Bruxelles – Il tavolo del Consiglio Europeo è caldo e all’ora di cena è pronta la portata principale. Le nomine Ue per i vertici delle principali istituzioni dell’Unione. Il pacchetto è sempre quello, ma a differenza della riunione informale del 17 giugno, oggi (27 giugno) a Palazzo Europa c’è la netta sensazione che sia ormai solido il consenso tra la stragrande maggioranza dei capi di Stato e di governo dei 27 Paesi membri Ue, nonostante nelle ultime ventiquattr’ore sia scoppiato il ‘caso Meloni’. Perché ora l’intesa generale tra le tre famiglie politiche europee che reggono la maggioranza centrista al Parlamento Europeo – popolari, socialisti e liberali – è esplicita, e dalle parole dei leader Ue non si vede quale boccone possa rendere indigesta la cena e l’intero pacchetto di nomine Ue.

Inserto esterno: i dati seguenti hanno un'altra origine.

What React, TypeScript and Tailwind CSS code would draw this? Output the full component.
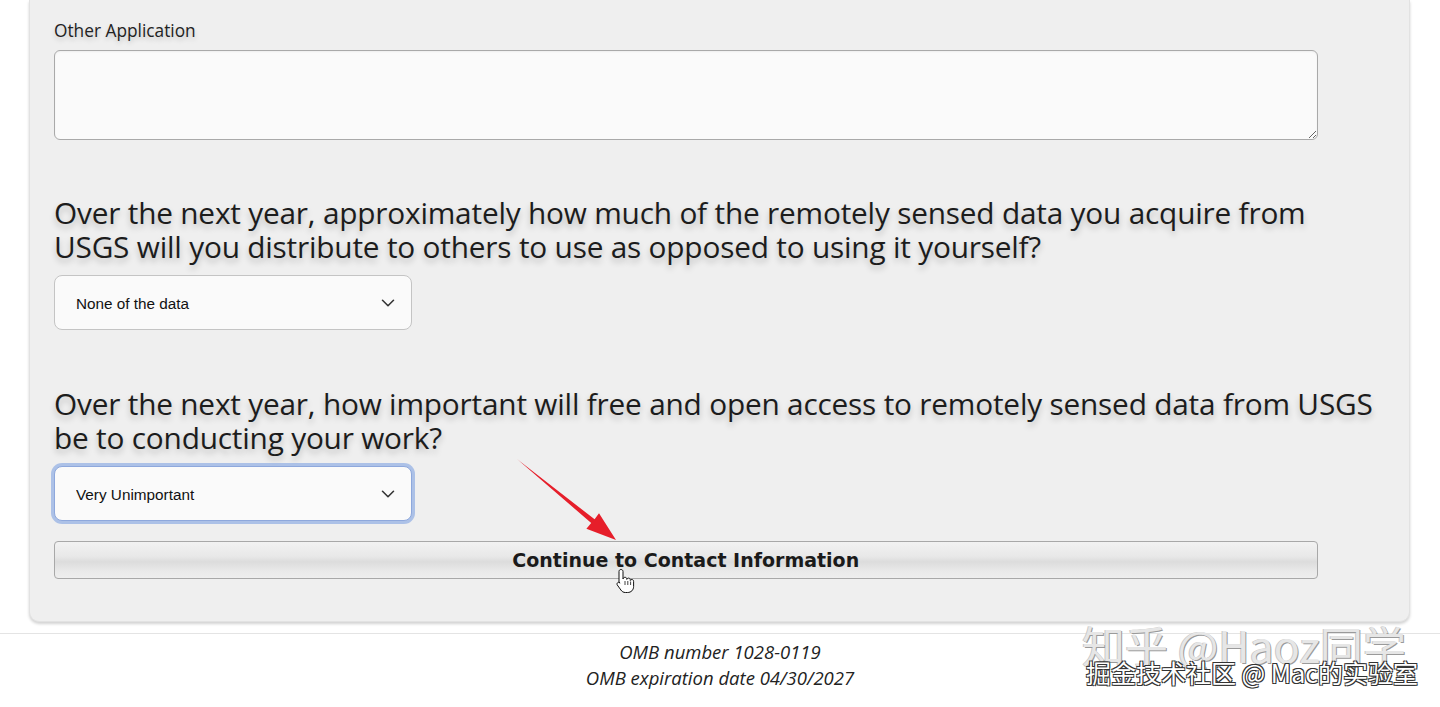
import { ChevronDown } from "lucide-react";

function Select({ value, focused = false }: { value: string; focused?: boolean }) {
  return (
    <div className="relative w-[358px] h-[55px]">
      <select
        defaultValue={value}
        className={`appearance-none block w-full h-full rounded-[8px] bg-[#fafafa] pl-[21px] pr-10 pt-[3px] text-[15.3px] text-[#111] font-['Liberation_Sans',Arial,sans-serif] outline-none ${
          focused
            ? "border border-[#8ea8dc] shadow-[0_0_0_3px_rgba(150,178,228,0.75)]"
            : "border border-[#c4c4c4]"
        }`}
      >
        <option>{value}</option>
      </select>
      <ChevronDown
        size={22}
        strokeWidth={1.7}
        className="pointer-events-none absolute right-[13px] top-1/2 -translate-y-1/2 text-[#333]"
      />
    </div>
  );
}

const headingCls =
  "text-[29.8px] leading-[34px] text-[#1c1c1c] tracking-[-0.2px] [text-shadow:0_4px_6px_rgba(0,0,0,0.22)]";

export default function App() {
  return (
    <div className="relative min-h-[707px] bg-white overflow-hidden font-['Open_Sans','Noto_Sans',sans-serif]">
      <div className="ml-[29px] w-[1381px] bg-[#efefef] rounded-b-[10px] border-x border-b border-[#e2e2e2] shadow-[0_2px_3px_rgba(0,0,0,0.18)] pl-[24px] pr-[25px] pt-[19px] pb-[42px]">
        <label className="block text-[17.3px] leading-[24px] text-[#222] [text-shadow:0_3px_5px_rgba(0,0,0,0.18)]">
          Other Application
        </label>
        <textarea className="mt-[7px] block w-[95%] h-[90px] rounded-[6px] border border-[#a9a9a9] bg-[#fafafa] shadow-[inset_0_1px_2px_rgba(0,0,0,0.05)] outline-none" />

        <h2 className={`mt-[56px] ${headingCls}`}>
          Over the next year, approximately how much of the remotely sensed data you acquire from USGS will you
          distribute to others to use as opposed to using it yourself?
        </h2>
        <div className="mt-[11px]">
          <Select value="None of the data" />
        </div>

        <h2 className={`mt-[57px] ${headingCls}`}>
          Over the next year, how important will free and open access to remotely sensed data from USGS be to
          conducting your work?
        </h2>
        <div className="mt-[11px]">
          <Select value="Very Unimportant" focused />
        </div>

        <button className="mt-[20px] block w-[95%] h-[38px] rounded-[4px] border border-[#a8a8a8] bg-[linear-gradient(to_bottom,#f2f2f2_0%,#e8e8e8_40%,#dcdcdc_55%,#e9e9e9_80%,#eeeeee_100%)] text-[19px] font-bold text-[#1a1a1a] font-['DejaVu_Sans',Verdana,sans-serif]">
          Continue to Contact Information
        </button>
      </div>

      <div className="mt-[11px] border-t border-[#e4e4e4] pt-[5px] text-center italic text-[18.5px] leading-[26px] text-[#222]">
        <p>OMB number 1028-0119</p>
        <p>OMB expiration date 04/30/2027</p>
      </div>

      {/* annotation arrow + cursor */}
      <svg className="pointer-events-none absolute left-0 top-0" width="1440" height="707">
        <polygon
          points="517,459 519.5,461 594.6,519.3 599,513.2 616,540 586.4,528.8 591.2,523"
          fill="#e61e2a"
        />
        <g transform="translate(616,568)">
          <path
            d="M5 1.5c1.2 0 2 .8 2 2V11l.2-.1c0-1 .8-1.6 1.8-1.6s1.8.7 1.8 1.7v.4c.2-.8.9-1.3 1.7-1.3 1 0 1.8.7 1.8 1.7v.7c.3-.6.9-1 1.6-1 1 0 1.7.8 1.7 1.8v5.2c0 3.5-2.5 6-6 6h-2.2c-2 0-3.4-.9-4.5-2.5L1.3 17c-.6-.9-.3-2 .6-2.5.8-.4 1.6-.2 2.2.5L3 14.5V3.5c0-1.2.8-2 2-2z"
            fill="#fff"
            stroke="#111"
            strokeWidth="1"
          />
          <path d="M9 13v4M11.8 13v4M14.6 13.5v3.5" stroke="#111" strokeWidth="0.8" />
        </g>
      </svg>

      {/* watermark */}
      <div className="pointer-events-none absolute left-[1082px] top-[618px] text-[43px] leading-[52px] text-[#e6e6e6] font-['Noto_Sans_CJK_SC',sans-serif] [text-shadow:1px_1px_0_#9a9a9a,-1px_0_0_#c8c8c8] whitespace-nowrap">
        知乎 @Haoz同学
      </div>
      <div className="pointer-events-none absolute left-[1086px] top-[656px] text-[25px] leading-[32px] text-white font-['Noto_Sans_CJK_SC',sans-serif] [text-shadow:1px_1px_0_#333,-1px_-1px_0_#333,1px_-1px_0_#333,-1px_1px_0_#333] whitespace-nowrap">
        掘金技术社区 @ Mac的实验室
      </div>
    </div>
  );
}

Ursula von der Leyen alla Commissione Europea, António Costa al Consiglio Europeo, Kaja Kallas come alta rappresentante Ue per gli Affari esteri e la politica di sicurezza. È questa la base di partenza delle discussioni di oggi tra i Ventisette, che si impostano sull’intesa stretta tra i sei negoziatori delle tre famiglie politiche europee martedì (25 giugno): il primo ministro greco, Kyriakos Mitsotakis, e quello polacco, Donald Tusk (per il Partito Popolare Europeo), il cancelliere tedesco, Olaf Scholz, e il primo ministro spagnolo, Pedro Sánchez (per il Partito del Socialismo Europeo), il presidente francese, Emmanuel Macron, e il primo ministro olandese, Mark Rutte (per Renew Europe). Per il via libera definitivo alle nomine Ue servirà la maggioranza qualificata rafforzata al Consiglio Europeo, che secondo i Trattati prevede contemporaneamente due condizioni: che il 72 per cento degli Stati membri voti a favore (quindi almeno 20) e che questi rappresentino non meno del 65 per cento della popolazione totale dell’Unione.
Tutto ciò considerato, l’ottimismo di fondo per una consumazione rapida del piatto portante a cena questa sera deriva dagli animi evidentemente distesi nel parterre di capi di Stato e di governo prima dell’ingresso al Consiglio Europeo. “A volte serve una piattaforma per rendere più fluide le decisioni e facilitare il dialogo, e abbiamo raggiunto una posizione comune tra le forze maggiori al Parlamento Europeo”, ha confermato il premier polacco Tusk. “Non si tratta solo di un accordo tra 27 capi di Stato e di governo, ma anche di una questione di quale tipo di maggioranza politica avrà la presidenza della Commissione al Parlamento Europeo“, ha sottolineato il cancelliere tedesco Scholz, a proposito del voto di conferma che – in caso di accordo in questo vertice Ue – “si potrà già tenere il 18 luglio durante la sessione plenaria inaugurale a Strasburgo“, è la conferma della presidente dell’Eurocamera, Roberta Metsola (pronta alla conferma nella stessa seduta da parte dei 720 eurodeputati).
L’appoggio sul pacchetto di nomine Ue corre dal primo ministro svedese, Ulf Kristersson (Ppe) – “Abbiamo buone ragioni per dire che oggi c’è unità, abbiamo tre ottimi nomi, molto rispettati e ben conosciuti per la loro capacità di dialogo” – al premier olandese uscente Rutte (Renew) – “Mi aspetto un dibattito, ma le tre famiglie politiche hanno un accordo” – fino al Taoiseach irlandese, Simon Harris (Ppe): “Non c’è dubbio, c’è un chiaro consenso“.
Guardando la composizione politica dei governi rappresentati al tavolo del Consiglio Europeo non stupisce che un’intesa tra popolari, socialisti e liberali non lasci grandi margini di dubbio: 23 Paesi membri su 27 sono guidati da leader di una di queste famiglie europee. Rimangono fuori solo l’Italia (l’insoddisfatta premier Meloni è presidente del Partito dei Conservatori e Riformisti Europei), la Slovacchia rosso-bruna rappresentata oggi dal presidente Robert Pellegrini, la Repubblica Ceca (ma il premier conservatore, Petr Fiala, ha già lasciato intendere che appoggerà il pacchetto) e l’Ungheria di Viktor Orbán, rimasto l’unico vero oppositore sia sul piano del contenuto sia delle modalità: “L’accordo è una vergogna e non si basa sul risultato delle elezioni”. Quello che hanno detto le elezioni però è che il Ppe si è rafforzato, che regge la maggioranza centrista e, soprattutto, che l’estrema destra non ha alcuna possibilità di proporre maggioranze alternative. Né al Parlamento né tantomeno alla cena del Consiglio Europeo.